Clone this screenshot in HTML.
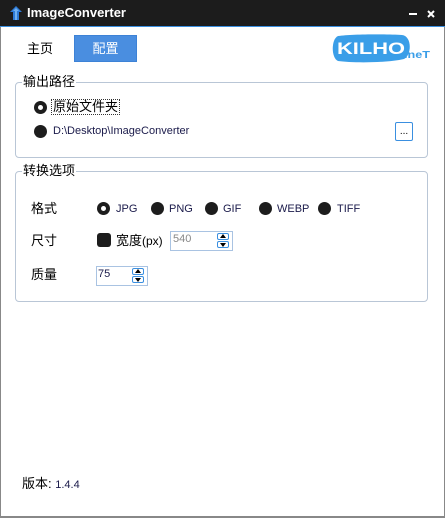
<!DOCTYPE html>
<html><head><meta charset="utf-8"><style>
*{margin:0;padding:0;box-sizing:border-box}
body{width:445px;height:518px;position:relative;background:#fff;font-family:"Liberation Sans","Noto Sans CJK SC",sans-serif;font-size:12px;color:#000;overflow:hidden}
.a{position:absolute}
.win{left:0;top:0;width:445px;height:518px;border-left:1px solid #888;border-right:1px solid #888;border-bottom:2px solid #888}
.title{left:0;top:0;width:445px;height:27px;background:#1c1c1c;border-bottom:1px solid #3a8fe0}
.grp{border:1px solid #b9c6d6;border-radius:4px}
.leg{background:#fff;padding:0 1px;font-size:13px;line-height:14px}
.rad{width:13px;height:13px;border-radius:50%;background:#1d1d1d}
.rad.on::after{content:"";position:absolute;left:4px;top:4px;width:5px;height:5px;border-radius:50%;background:#fff}
.lbl{font-size:13px;line-height:16px}
.sm{font-size:11px;line-height:14px;color:#1a1a4a}
.spin{border:1px solid #a9c3e2;background:#fff}
.arr{width:12px;height:7px;border:1px solid #3a8fe0;border-radius:2px;background:#fff}
</style></head><body>
<div class="a win"></div>
<div class="a title"></div>
<svg class="a" style="left:9px;top:6px" width="14" height="15" viewBox="0 0 14 15"><path d="M7 0L1 6h3v8h6V6h3z" fill="#2d7ad6"/><path d="M7 2L4 5h2v9h2V5h2z" fill="#6fb0f0"/></svg>
<div class="a" style="left:27px;top:5px;color:#fff;font-weight:bold;font-size:13px;line-height:16px">ImageConverter</div>
<div class="a" style="left:409px;top:13px;width:8px;height:2px;background:#fff"></div>
<svg class="a" style="left:427px;top:10px" width="8" height="8" viewBox="0 0 8 8"><path d="M1 1L7 7M7 1L1 7" stroke="#fff" stroke-width="2"/></svg>

<div class="a lbl" style="left:27px;top:41px">主页</div>
<div class="a" style="left:74px;top:35px;width:63px;height:27px;background:#4a8ee0;border:1px solid #3d82d6;color:#fff;font-size:13px;text-align:center;line-height:25px">配置</div>
<svg class="a" style="left:332px;top:33px" width="100" height="30" viewBox="0 0 100 30"><path d="M6 3 C20 1 55 1 70 2 C80 3 80 22 72 26 C55 30 20 30 6 28 C-1 25 -1 6 6 3Z" fill="#3a9ee8"/><text x="5" y="21" font-family="Liberation Sans" font-weight="bold" font-size="17" fill="#fff" textLength="68" lengthAdjust="spacingAndGlyphs">KILHO</text><text x="72" y="25" font-family="Liberation Sans" font-weight="bold" font-size="10" fill="#3a9ee8" textLength="26" lengthAdjust="spacingAndGlyphs">.neT</text></svg>

<div class="a grp" style="left:15px;top:82px;width:413px;height:76px"></div>
<div class="a leg" style="left:22px;top:75px">输出路径</div>
<div class="a rad on" style="left:34px;top:101px"></div>
<div class="a lbl" style="left:51px;top:99px;border:1px dotted #333;padding:0 1px;line-height:14px">原始文件夹</div>
<div class="a rad" style="left:34px;top:125px"></div>
<div class="a sm" style="left:53px;top:124px">D:\Desktop\ImageConverter</div>
<div class="a" style="left:395px;top:122px;width:18px;height:19px;border:1px solid #3a8fe0;border-radius:2px;font-size:10px;text-align:center;line-height:17px">...</div>

<div class="a grp" style="left:15px;top:171px;width:413px;height:131px"></div>
<div class="a leg" style="left:22px;top:164px">转换选项</div>
<div class="a lbl" style="left:31px;top:201px">格式</div>
<div class="a rad on" style="left:97px;top:202px"></div><div class="a sm" style="left:116px;top:202px">JPG</div>
<div class="a rad" style="left:151px;top:202px"></div><div class="a sm" style="left:169px;top:202px">PNG</div>
<div class="a rad" style="left:205px;top:202px"></div><div class="a sm" style="left:223px;top:202px">GIF</div>
<div class="a rad" style="left:259px;top:202px"></div><div class="a sm" style="left:277px;top:202px">WEBP</div>
<div class="a rad" style="left:318px;top:202px"></div><div class="a sm" style="left:337px;top:202px">TIFF</div>

<div class="a lbl" style="left:31px;top:233px">尺寸</div>
<div class="a" style="left:97px;top:233px;width:14px;height:14px;border-radius:3px;background:#1d1d1d"></div>
<div class="a lbl" style="left:116px;top:233px">宽度<span style="font-size:12px">(px)</span></div>
<div class="a spin" style="left:170px;top:231px;width:63px;height:20px"></div>
<div class="a" style="left:173px;top:233px;font-size:11px;color:#888">540</div>
<div class="a arr" style="left:217px;top:233px"></div><div class="a arr" style="left:217px;top:241px"></div>
<div class="a" style="left:220px;top:234px;width:0;height:0;border-left:3px solid transparent;border-right:3px solid transparent;border-bottom:4px solid #000"></div>
<div class="a" style="left:220px;top:243px;width:0;height:0;border-left:3px solid transparent;border-right:3px solid transparent;border-top:4px solid #000"></div>

<div class="a lbl" style="left:31px;top:267px">质量</div>
<div class="a spin" style="left:96px;top:266px;width:52px;height:20px"></div>
<div class="a" style="left:98px;top:268px;font-size:11px;color:#1a1a4a">75</div>
<div class="a arr" style="left:132px;top:268px"></div><div class="a arr" style="left:132px;top:276px"></div>
<div class="a" style="left:135px;top:269px;width:0;height:0;border-left:3px solid transparent;border-right:3px solid transparent;border-bottom:4px solid #000"></div>
<div class="a" style="left:135px;top:278px;width:0;height:0;border-left:3px solid transparent;border-right:3px solid transparent;border-top:4px solid #000"></div>

<div class="a lbl" style="left:22px;top:476px">版本: <span style="font-size:11px;color:#1a1a4a">1.4.4</span></div>
</body></html>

• • • • •

● **The problem**:
Exclude the pictures, and transcribe all of the material exactly.

● **Response for this exercise**:
Clone this screenshot in HTML.
<!DOCTYPE html>
<html><head><meta charset="utf-8"><style>
*{margin:0;padding:0;box-sizing:border-box}
body{width:445px;height:518px;position:relative;background:#fff;font-family:"Liberation Sans","Noto Sans CJK SC",sans-serif;font-size:12px;color:#000;overflow:hidden}
.a{position:absolute}
.win{left:0;top:0;width:445px;height:518px;border-left:1px solid #888;border-right:1px solid #888;border-bottom:2px solid #888}
.title{left:0;top:0;width:445px;height:27px;background:#1c1c1c;border-bottom:1px solid #3a8fe0}
.grp{border:1px solid #b9c6d6;border-radius:4px}
.leg{background:#fff;padding:0 1px;font-size:13px;line-height:14px}
.rad{width:13px;height:13px;border-radius:50%;background:#1d1d1d}
.rad.on::after{content:"";position:absolute;left:4px;top:4px;width:5px;height:5px;border-radius:50%;background:#fff}
.lbl{font-size:13px;line-height:16px}
.sm{font-size:11px;line-height:14px;color:#1a1a4a}
.spin{border:1px solid #a9c3e2;background:#fff}
.arr{width:12px;height:7px;border:1px solid #3a8fe0;border-radius:2px;background:#fff}
</style></head><body>
<div class="a win"></div>
<div class="a title"></div>
<svg class="a" style="left:9px;top:6px" width="14" height="15" viewBox="0 0 14 15"><path d="M7 0L1 6h3v8h6V6h3z" fill="#2d7ad6"/><path d="M7 2L4 5h2v9h2V5h2z" fill="#6fb0f0"/></svg>
<div class="a" style="left:27px;top:5px;color:#fff;font-weight:bold;font-size:13px;line-height:16px">ImageConverter</div>
<div class="a" style="left:409px;top:13px;width:8px;height:2px;background:#fff"></div>
<svg class="a" style="left:427px;top:10px" width="8" height="8" viewBox="0 0 8 8"><path d="M1 1L7 7M7 1L1 7" stroke="#fff" stroke-width="2"/></svg>

<div class="a lbl" style="left:27px;top:41px">主页</div>
<div class="a" style="left:74px;top:35px;width:63px;height:27px;background:#4a8ee0;border:1px solid #3d82d6;color:#fff;font-size:13px;text-align:center;line-height:25px">配置</div>
<svg class="a" style="left:332px;top:33px" width="100" height="30" viewBox="0 0 100 30"><path d="M6 3 C20 1 55 1 70 2 C80 3 80 22 72 26 C55 30 20 30 6 28 C-1 25 -1 6 6 3Z" fill="#3a9ee8"/><text x="5" y="21" font-family="Liberation Sans" font-weight="bold" font-size="17" fill="#fff" textLength="68" lengthAdjust="spacingAndGlyphs">KILHO</text><text x="72" y="25" font-family="Liberation Sans" font-weight="bold" font-size="10" fill="#3a9ee8" textLength="26" lengthAdjust="spacingAndGlyphs">.neT</text></svg>

<div class="a grp" style="left:15px;top:82px;width:413px;height:76px"></div>
<div class="a leg" style="left:22px;top:75px">输出路径</div>
<div class="a rad on" style="left:34px;top:101px"></div>
<div class="a lbl" style="left:51px;top:99px;border:1px dotted #333;padding:0 1px;line-height:14px">原始文件夹</div>
<div class="a rad" style="left:34px;top:125px"></div>
<div class="a sm" style="left:53px;top:124px">D:\Desktop\ImageConverter</div>
<div class="a" style="left:395px;top:122px;width:18px;height:19px;border:1px solid #3a8fe0;border-radius:2px;font-size:10px;text-align:center;line-height:17px">...</div>

<div class="a grp" style="left:15px;top:171px;width:413px;height:131px"></div>
<div class="a leg" style="left:22px;top:164px">转换选项</div>
<div class="a lbl" style="left:31px;top:201px">格式</div>
<div class="a rad on" style="left:97px;top:202px"></div><div class="a sm" style="left:116px;top:202px">JPG</div>
<div class="a rad" style="left:151px;top:202px"></div><div class="a sm" style="left:169px;top:202px">PNG</div>
<div class="a rad" style="left:205px;top:202px"></div><div class="a sm" style="left:223px;top:202px">GIF</div>
<div class="a rad" style="left:259px;top:202px"></div><div class="a sm" style="left:277px;top:202px">WEBP</div>
<div class="a rad" style="left:318px;top:202px"></div><div class="a sm" style="left:337px;top:202px">TIFF</div>

<div class="a lbl" style="left:31px;top:233px">尺寸</div>
<div class="a" style="left:97px;top:233px;width:14px;height:14px;border-radius:3px;background:#1d1d1d"></div>
<div class="a lbl" style="left:116px;top:233px">宽度<span style="font-size:12px">(px)</span></div>
<div class="a spin" style="left:170px;top:231px;width:63px;height:20px"></div>
<div class="a" style="left:173px;top:233px;font-size:11px;color:#888">540</div>
<div class="a arr" style="left:217px;top:233px"></div><div class="a arr" style="left:217px;top:241px"></div>
<div class="a" style="left:220px;top:234px;width:0;height:0;border-left:3px solid transparent;border-right:3px solid transparent;border-bottom:4px solid #000"></div>
<div class="a" style="left:220px;top:243px;width:0;height:0;border-left:3px solid transparent;border-right:3px solid transparent;border-top:4px solid #000"></div>

<div class="a lbl" style="left:31px;top:267px">质量</div>
<div class="a spin" style="left:96px;top:266px;width:52px;height:20px"></div>
<div class="a" style="left:98px;top:268px;font-size:11px;color:#1a1a4a">75</div>
<div class="a arr" style="left:132px;top:268px"></div><div class="a arr" style="left:132px;top:276px"></div>
<div class="a" style="left:135px;top:269px;width:0;height:0;border-left:3px solid transparent;border-right:3px solid transparent;border-bottom:4px solid #000"></div>
<div class="a" style="left:135px;top:278px;width:0;height:0;border-left:3px solid transparent;border-right:3px solid transparent;border-top:4px solid #000"></div>

<div class="a lbl" style="left:22px;top:476px">版本: <span style="font-size:11px;color:#1a1a4a">1.4.4</span></div>
</body></html>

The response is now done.